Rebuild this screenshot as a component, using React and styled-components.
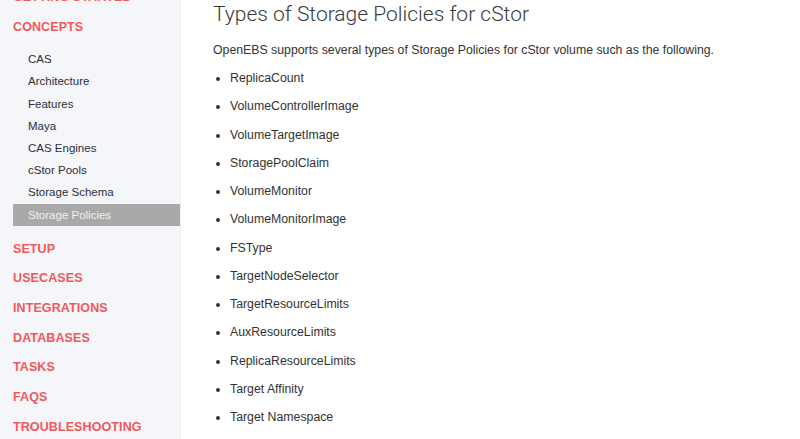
import styled, { createGlobalStyle } from "styled-components";

const GlobalStyle = createGlobalStyle`
  html, body {
    margin: 0;
    padding: 0;
    background: #fff;
    overflow: hidden;
  }
  body {
    font-family: "Liberation Sans", Arial, sans-serif;
  }
`;

const concepts = [
  "CAS",
  "Architecture",
  "Features",
  "Maya",
  "CAS Engines",
  "cStor Pools",
  "Storage Schema",
  "Storage Policies",
];

const sections = [
  "SETUP",
  "USECASES",
  "INTEGRATIONS",
  "DATABASES",
  "TASKS",
  "FAQS",
  "TROUBLESHOOTING",
];

const policies = [
  "ReplicaCount",
  "VolumeControllerImage",
  "VolumeTargetImage",
  "StoragePoolClaim",
  "VolumeMonitor",
  "VolumeMonitorImage",
  "FSType",
  "TargetNodeSelector",
  "TargetResourceLimits",
  "AuxResourceLimits",
  "ReplicaResourceLimits",
  "Target Affinity",
  "Target Namespace",
];

export default function App() {
  return (
    <>
      <GlobalStyle />
      <Page>
        <Sidebar>
          <SectionTitle>GETTING STARTED</SectionTitle>
          <SectionTitle>CONCEPTS</SectionTitle>
          <SubList>
            {concepts.map((c) => (
              <SubItem key={c} $active={c === "Storage Policies"}>
                {c}
              </SubItem>
            ))}
          </SubList>
          {sections.map((s) => (
            <SectionTitle key={s}>{s}</SectionTitle>
          ))}
        </Sidebar>
        <Content>
          <Title>Types of Storage Policies for cStor</Title>
          <Intro>
            OpenEBS supports several types of Storage Policies for cStor volume such as the following.
          </Intro>
          <Bullets>
            {policies.map((p) => (
              <li key={p}>{p}</li>
            ))}
          </Bullets>
        </Content>
      </Page>
    </>
  );
}

const Page = styled.div`
  display: flex;
  width: 800px;
  height: 439px;
  overflow: hidden;
`;

const Sidebar = styled.nav`
  width: 181px;
  flex-shrink: 0;
  background: #f5f6fa;
  border-right: 1px solid #eceef3;
  margin-top: -17px;
  padding-left: 13px;
  box-sizing: border-box;
`;

const SectionTitle = styled.div`
  height: 29.65px;
  line-height: 29.65px;
  font-size: 12.5px;
  font-weight: bold;
  color: #f2585a;
  letter-spacing: 0.1px;
`;

const SubList = styled.div`
  padding-top: 6px;
  padding-bottom: 9px;
  display: flex;
  flex-direction: column;
`;

const SubItem = styled.div`
  height: 22.2px;
  line-height: 22.2px;
  padding-left: 15px;
  font-size: 11.5px;
  color: ${(p) => (p.$active ? "#f1f1f1" : "#2c2f36")};
  background: ${(p) => (p.$active ? "#a9a9a9" : "transparent")};
`;

const Content = styled.main`
  flex: 1;
  padding-left: 32px;
  color: #333;
`;

const Title = styled.h1`
  margin: 0;
  margin-top: -2px;
  font-family: "Roboto", "Liberation Sans", sans-serif;
  font-weight: 300;
  font-size: 21px;
  line-height: 32px;
  color: #3a3a3a;
`;

const Intro = styled.p`
  margin: 11px 0 0;
  font-size: 12.3px;
  line-height: 18px;
  color: #333;
`;

const Bullets = styled.ul`
  margin: 5px 0 0;
  padding-left: 17px;
  li {
    font-size: 12.3px;
    height: 28.25px;
    line-height: 28.25px;
    color: #333;
  }
`;
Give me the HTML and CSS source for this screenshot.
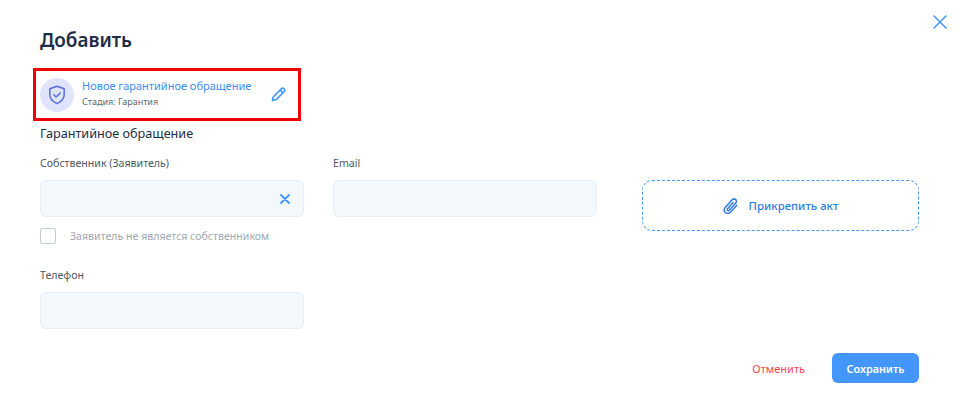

→ Brief
Return only those lines of the records that contain the string "components".

→ Solution
Rebuild this screenshot as a component, using React and styled-components.
import styled, { createGlobalStyle } from "styled-components";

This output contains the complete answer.